Stevens and Subjectivity

With “The Snow Man” Wallace Stevens presents a bleak landscape that deliberately evokes forlorn, hopeless feelings. Yet alongside the presentation of such images, Stevens offers a decidedly content, if not tranquil commentary. His opening lines “One must have a mind of winter/To regard the frost and the boughs/Of pine trees crusted with snow;” suggest that winter is only bleak because those not of a “winter mind” assign it those qualities. In this way, Stevens creates a a sense of inward reserve that serves as a stronghold against any external disturbances, for he has resolved to align his mindset, his imagination, with the circumstances of his surroundings, thereby securing an infallible method of negating any adversity. In his last stanza, he offers a linguistic riddle: “For the listener, who listens in the snow,/And, nothing himself, beholds/Nothing that is not there and the nothing that is.” Here he seems to suggest the objective ambivalence of reality and the curious tendency of people to project traits onto this objectivity, thereby altering their own reality for good or bad accordingly.

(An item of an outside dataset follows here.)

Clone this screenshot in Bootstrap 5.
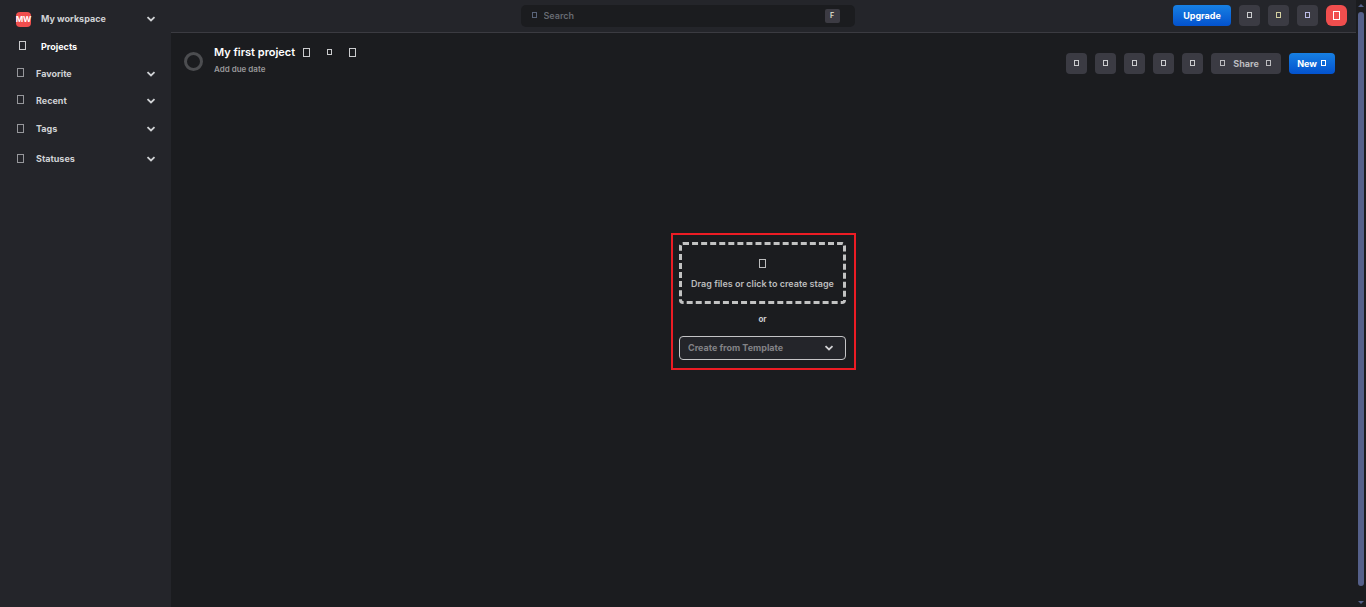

This sentiment is also reflected in “Tea at the Palaz of Hoon.” In this poem, Stevens creates a more brightly hued conception of the redeeming powers of the imagination. He presents exquisite imagery, offering up a picture of himself as defined by every excess, every ability of his imagination. He asserts, however, that this glorious way in which he sees himself is indeed only his imagination, for what he “saw or heard or felt came not but from [himself].” Stevens, however, offers non apology for this. Indeed, he almost celebrates the fact that he is able to simultaneously distinguish and merge the worlds of imagination and reality in what he calls “supreme fiction” without any need for justification or explanation. In fact it is only within this limitless imaginary world where Stevens finds either solace or wonder; it is in the Palaz of Hoon, not an insurance office, where Stevens is able to achieve anything real, for there he finds himeself “more truly and more strange.”